5. Integrate Systems
Connect your VMS to your ATS, HRIS, ERP, and background screening tools to create seamless workflows.
6. Measure Success
Define KPIs upfront: cost savings, fill rate, compliance rate, supplier performance, user adoption.
The ROI of a VMS
Organizations typically see:
- 10-30% reduction in contingent labor spend through better rates and reduced markups
- 40-60% reduction in administrative time spent on requisitions, timesheets, and invoicing
- Improved compliance and reduced risk of misclassification or co-employment
- Better supplier performance through data-driven scorecards and tiering
Even mid-sized organizations with $5-10M in contingent spend can achieve ROI within 12-18 months.
The Future of VMS: Total Talent and AI
The VMS market is evolving beyond just "non-employee management":
Total Talent Platforms are emerging that manage employees, contractors, freelancers, and SOW vendors in a single system. The distinction between "employee" and "contingent" is blurring.
AI and Automation are being embedded into VMS platforms for:
- Intelligent job matching and candidate recommendations
- Predictive analytics for workforce planning
- Automated compliance checks and risk scoring
- Dynamic rate negotiation
Gig and Freelance Marketplaces are being integrated, giving organizations direct access to freelance talent without going through traditional agencies.
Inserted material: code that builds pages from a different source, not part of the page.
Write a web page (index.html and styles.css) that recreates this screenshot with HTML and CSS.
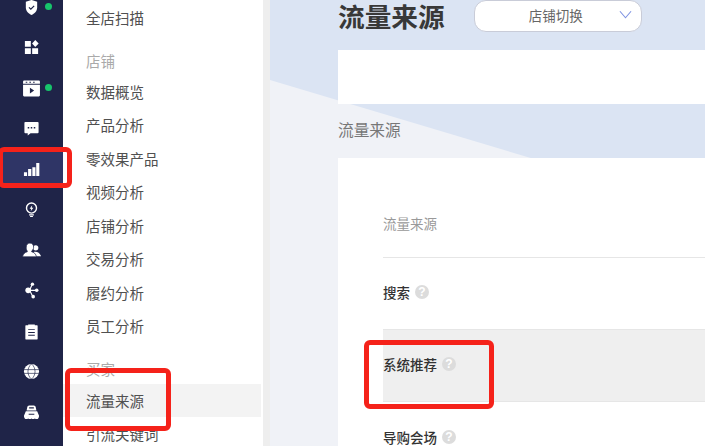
FILE: index.html
```html
<!DOCTYPE html>
<html lang="zh">
<head>
<meta charset="utf-8">
<title>流量来源</title>
<link rel="stylesheet" href="styles.css">
</head>
<body>
<div class="app">
  <nav class="rail">
    <div class="rail-item"><svg class="ico" viewBox="0 0 18 18"><path fill="#fff" d="M9 1l6 2v6c0 4-3 6.500-6 8-3-1.500-6-4-6-8V3z"/><path fill="none" stroke="#1f2448" stroke-width="1.300" d="M6.300 8.800l2 2 3.500-3.500"/></svg><i class="dot"></i></div>
    <div class="rail-item"><svg class="ico" viewBox="0 0 18 18"><path fill="#fff" d="M2 2h6.300v6.300H2zM2 9.700h6.300V16H2zM9.700 9.700H16V16H9.700zM13 1l3.600 3.800L13 8.500 9.600 4.800z"/></svg></div>
    <div class="rail-item"><svg class="ico ico-lg" viewBox="0 0 18 18"><path fill="#fff" d="M1 2.500a1 1 0 011-1h14a1 1 0 011 1v2H1zM1 5.500h16v10a1 1 0 01-1 1H2a1 1 0 01-1-1z"/><path fill="#1f2448" d="M7.500 8.200l4 2.800-4 2.800zM3.500 2.600h1.500v1H3.500zM7 2.600h1.500v1H7zM10.500 2.600H12v1h-1.500z"/></svg><i class="dot"></i></div>
    <div class="rail-item"><svg class="ico" viewBox="0 0 18 18"><path fill="#fff" d="M2.500 2h13a1 1 0 011 1v10a1 1 0 01-1 1H8l-3 2.500V14H2.500a1 1 0 01-1-1V3a1 1 0 011-1z"/><path fill="#1f2448" d="M5 7.300h1.600v1.600H5zM8.200 7.300h1.600v1.600H8.200zM11.400 7.300H13v1.600h-1.600z"/></svg></div>
    <div class="rail-item active"><div class="rail-pill"><svg class="ico" viewBox="0 0 18 18"><path fill="#fff" d="M1 12h3.300v4H1zM5.400 8.500h3.400V16H5.400zM9.900 6.500h3.300V16H9.900zM14 2h3.300v14H14z"/></svg></div></div>
    <div class="rail-item"><svg class="ico" viewBox="0 0 18 18"><circle cx="9" cy="7.500" r="5.300" fill="none" stroke="#fff" stroke-width="1.500"/><path fill="#fff" d="M9.800 4.500L7 8.200h1.700L8.200 10.800l2.800-3.700H9.300zM6.500 14h5v1.300h-5zM7.500 16h3v1h-3z"/></svg></div>
    <div class="rail-item"><svg class="ico ico-lg" viewBox="0 0 18 18"><circle cx="13" cy="6.500" r="2.500" fill="#fff"/><path fill="#fff" d="M11 10.500c3-.8 6 .8 7 4h-5.500z"/><path fill="#fff" stroke="#1f2448" stroke-width=".7" d="M7.500 2c2.200 0 3.500 1.700 3.500 3.800 0 1.500-.7 2.800-1.800 3.600v.8c2.200.5 4 2 4.500 4.800H.5c.5-2.800 2.300-4.300 4.500-4.800v-.8C4 8.600 4 7.300 4 5.800 4 3.700 5.300 2 7.500 2z"/></svg></div>
    <div class="rail-item"><svg class="ico" viewBox="0 0 18 18"><path fill="none" stroke="#fff" stroke-width="1.200" d="M10 1.800L7 8.800l3.500 6.700M7 8.800h7"/><circle cx="10" cy="2.300" r="1.800" fill="#fff"/><circle cx="5.500" cy="8.800" r="3" fill="#fff"/><circle cx="14.500" cy="8.800" r="1.900" fill="#fff"/><circle cx="10.800" cy="15.500" r="1.900" fill="#fff"/></svg></div>
    <div class="rail-item"><svg class="ico" viewBox="0 0 18 18"><path fill="#fff" d="M3 2.500h2.500V1.500h7v1H15a.5.500 0 01.5.500v14a.5.500 0 01-.5.500H3a.5.500 0 01-.5-.500V3a.5.500 0 01.5-.5z"/><path fill="#1f2448" d="M5.500 6.500h7v1h-7zM5.500 9.500h7v1h-7zM5.500 12.500h7v1h-7z"/></svg></div>
    <div class="rail-item"><svg class="ico" viewBox="0 0 18 18"><circle cx="9" cy="9" r="8" fill="#fff"/><path fill="none" stroke="#1f2448" stroke-width=".7" d="M1 7h16M1 11h16M9 1c-5 4-5 12 0 16M9 1c5 4 5 12 0 16"/></svg></div>
    <div class="rail-item"><svg class="ico" viewBox="0 0 18 18"><path fill="#fff" d="M6.500 1.500h5c1 0 1.800 .8 2 2l.7 3.300H3.800l.7-3.300c.2-1.200 1-2 2-2zM3 7.800h12l2 4.700c0 1.500-.7 3-1.500 3.300-1 .4-2 .2-3-.5-1 .8-2.500 .8-3.500 0-1 .8-2.500 .8-3.500 0-1 .7-2 .9-3 .5C1.700 15.500 1 14 1 12.500z"/><path fill="#1f2448" d="M6.500 3.500h5v1.300h-5zM6 10.300h6v1H6z"/></svg></div>
  </nav>

  <aside class="menu">
    <a class="menu-item">全店扫描</a>
    <div class="menu-group">店铺</div>
    <a class="menu-item">数据概览</a>
    <a class="menu-item">产品分析</a>
    <a class="menu-item">零效果产品</a>
    <a class="menu-item">视频分析</a>
    <a class="menu-item">店铺分析</a>
    <a class="menu-item">交易分析</a>
    <a class="menu-item">履约分析</a>
    <a class="menu-item">员工分析</a>
    <div class="menu-group menu-group-buyer">买家</div>
    <a class="menu-item selected">流量来源</a>
    <a class="menu-item">引流关键词</a>
  </aside>
  <div class="gutter"></div>

  <main class="main">
    <div class="main-wedge"></div>
    <div class="main-body">
      <header class="head">
        <h1 class="title">流量来源</h1>
        <div class="switch">
          <span class="switch-label">店铺切换</span>
          <svg class="chev" viewBox="0 0 14 9"><path fill="none" stroke="#7f93e2" stroke-width="1.200" d="M1 1l6 7 6-7"/></svg>
        </div>
      </header>
      <div class="banner"></div>
      <div class="section-label">流量来源</div>
      <section class="card">
        <div class="table-head">流量来源</div>
        <div class="row"><span class="row-name">搜索</span><span class="help">?</span></div>
        <div class="row row-hover"><span class="row-name">系统推荐</span><span class="help">?</span></div>
        <div class="row"><span class="row-name">导购会场</span><span class="help">?</span></div>
      </section>
    </div>
  </main>
</div>
<div class="mark mark-rail"></div>
<div class="mark mark-menu"></div>
<div class="mark mark-row"></div>
</body>
</html>
```

FILE: styles.css
```css
* { box-sizing: border-box; }
html, body { margin: 0; height: 100%; overflow: hidden; }
body {
  position: relative;
  font-family: "Noto Sans CJK SC", "Liberation Sans", sans-serif;
  color: #444;
  background: #fff;
}
.app { display: flex; height: 446px; overflow: hidden; }

.rail { width: 63px; flex: none; background: #1f2448; overflow: hidden; }
.rail-item {
  position: relative;
  height: 40.5px;
  display: flex;
  align-items: center;
  justify-content: center;
}
.rail-item:first-child { margin-top: -13px; }
.rail-pill {
  width: 100%;
  height: 36px;
  background: #2f3566;
  display: flex;
  align-items: center;
  justify-content: center;
}
.ico { width: 17px; height: 17px; display: block; }
.ico-lg { width: 19px; height: 19px; }
.dot {
  position: absolute;
  left: 45px;
  top: 50%;
  margin-top: -4px;
  width: 7px;
  height: 7px;
  border-radius: 50%;
  background: #17c46b;
}

.menu { width: 200px; flex: none; background: #fff; padding-top: 1px; overflow: hidden; }
.menu-item {
  display: block;
  height: 33.5px;
  line-height: 33.5px;
  padding-left: 23px;
  margin-right: 2px;
  font-size: 14.500px;
  color: #505050;
  white-space: nowrap;
}
.menu-item.selected { background: #f3f3f3; }
.menu-group {
  height: 25px;
  line-height: 25px;
  margin-top: 13px;
  margin-bottom: 2px;
  padding-left: 23px;
  font-size: 14.500px;
  color: #aaa;
}
.menu-group-buyer { margin-top: 13px; margin-bottom: 3px; }
.gutter { width: 7px; flex: none; background: #eeeeee; }

.main { position: relative; flex: 1; min-width: 0; background: #dbe4f3; overflow: hidden; }
.main-wedge {
  position: absolute;
  inset: 0;
  background: #f0f2f7;
  clip-path: polygon(0 80px, 435px 210px, 435px 446px, 0 446px);
}
.main-body { position: relative; padding-left: 68px; }
.head { height: 50px; display: flex; align-items: flex-start; }
.title {
  margin: 0 29px 0 0;
  font-size: 26.700px;
  line-height: 32px;
  font-weight: 700;
  color: #383838;
  white-space: nowrap;
}
.switch {
  width: 168px;
  height: 32px;
  flex: none;
  display: flex;
  align-items: center;
  background: #fff;
  border: 1px solid #c9ccd8;
  border-radius: 12px;
  position: relative;
}
.switch-label { font-size: 13.500px; color: #666; margin-left: 54px; line-height: 26px; margin-bottom: 2px; }
.chev { width: 13px; height: 9px; position: absolute; right: 9px; top: 9px; }
.banner { height: 54px; background: #fff; }
.section-label { height: 54px; line-height: 52px; font-size: 15.700px; color: #777; }
.card { background: #fff; padding: 0 0 0 45px; height: 400px; }
.table-head {
  height: 100px;
  padding-top: 49px;
  line-height: 32px;
  font-size: 13.500px;
  color: #999;
  border-bottom: 1px solid #e6e6e6;
}
.row {
  height: 72px;
  display: flex;
  align-items: center;
  gap: 5px;
  padding-bottom: 3px;
  font-size: 13.500px;
  border-bottom: 1px solid #e6e6e6;
}
.row:last-child { border-bottom: 0; padding-bottom: 2px; }
.row-hover { background: #efefef; }
.row-name { font-weight: 500; color: #333; }
.help {
  width: 14px;
  height: 14px;
  border-radius: 50%;
  background: #dcdcdc;
  color: #fff;
  font: 700 12px/14px "Liberation Sans", sans-serif;
  text-align: center;
}

.mark { position: absolute; border: 5px solid #f5221a; border-radius: 6px; pointer-events: none; }
.mark-rail { left: -2px; top: 147px; width: 74px; height: 41px; }
.mark-menu { left: 65px; top: 368px; width: 106px; height: 63px; }
.mark-row { left: 364px; top: 340px; width: 130px; height: 69px; }
```
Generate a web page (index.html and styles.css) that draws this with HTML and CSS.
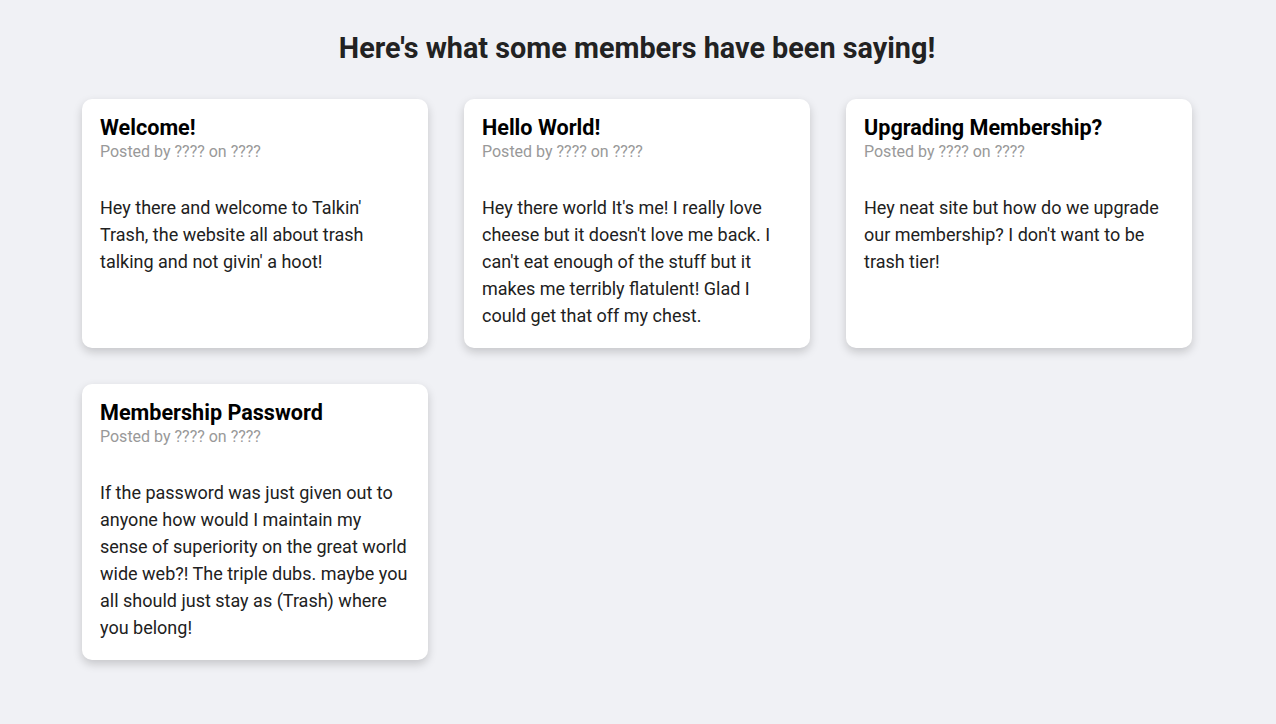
FILE: index.html
```html
<!DOCTYPE html>
<html lang="en">
<head>
<meta charset="utf-8">
<title>Talkin' Trash</title>
<link rel="stylesheet" href="styles.css">
</head>
<body>
<main class="page">
  <h1 class="page-title">Here's what some members have been saying!</h1>
  <section class="posts">
    <article class="post">
      <h2 class="post-title">Welcome!</h2>
      <div class="post-meta">Posted by ???? on ????</div>
      <p class="post-body">Hey there and welcome to Talkin' Trash, the website all about trash talking and not givin' a hoot!</p>
    </article>
    <article class="post">
      <h2 class="post-title">Hello World!</h2>
      <div class="post-meta">Posted by ???? on ????</div>
      <p class="post-body">Hey there world It's me! I really love cheese but it doesn't love me back. I can't eat enough of the stuff but it makes me terribly flatulent! Glad I could get that off my chest.</p>
    </article>
    <article class="post">
      <h2 class="post-title">Upgrading Membership?</h2>
      <div class="post-meta">Posted by ???? on ????</div>
      <p class="post-body">Hey neat site but how do we upgrade our membership? I don't want to be trash tier!</p>
    </article>
    <article class="post">
      <h2 class="post-title">Membership Password</h2>
      <div class="post-meta">Posted by ???? on ????</div>
      <p class="post-body">If the password was just given out to anyone how would I maintain my sense of superiority on the great world wide web?! The triple dubs. maybe you all should just stay as (Trash) where you belong!</p>
    </article>
  </section>
</main>
</body>
</html>
```

FILE: styles.css
```css
html, body {
  margin: 0;
  padding: 0;
}
body {
  background: #f0f1f5;
  font-family: Roboto, "Liberation Sans", Arial, sans-serif;
  color: #212121;
}
.page {
  padding: 30px 2px 40px 0;
}
.page-title {
  margin: 0;
  text-align: center;
  font-size: 28.8px;
  line-height: 36px;
  font-weight: 700;
  color: #222;
}
.posts {
  width: 1110px;
  margin: 33px auto 0;
  display: grid;
  grid-template-columns: repeat(3, 346px);
  gap: 36px;
}
.post {
  background: #fff;
  border-radius: 10px;
  padding: 16px 18px 19px;
  box-shadow: 0 4px 10px rgba(0, 0, 0, 0.18);
}
.post-title {
  margin: 0;
  font-size: 21.6px;
  line-height: 26px;
  font-weight: 700;
  color: #000;
}
.post-meta {
  font-size: 16px;
  line-height: 22px;
  color: #999;
}
.post-body {
  margin: 31px 0 0;
  font-size: 18px;
  line-height: 27px;
  color: #212121;
}
```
Final Thoughts: Is a VMS Right for You?
A VMS makes sense if:
- You have significant contingent workforce spend (typically $5M+)
- You work with multiple staffing suppliers
- You lack visibility into total contingent spend and performance
- You face compliance risks or operational inefficiencies
- You want to optimize costs and improve supplier performance
If you're just starting out with a small contingent program, you might not need a full VMS. But as your program scales, a VMS becomes not just helpful – it becomes essential.
In a world where the workforce is increasingly blended, and talent comes from many sources, having a centralized, intelligent platform to manage it all is no longer a luxury. It's a competitive necessity.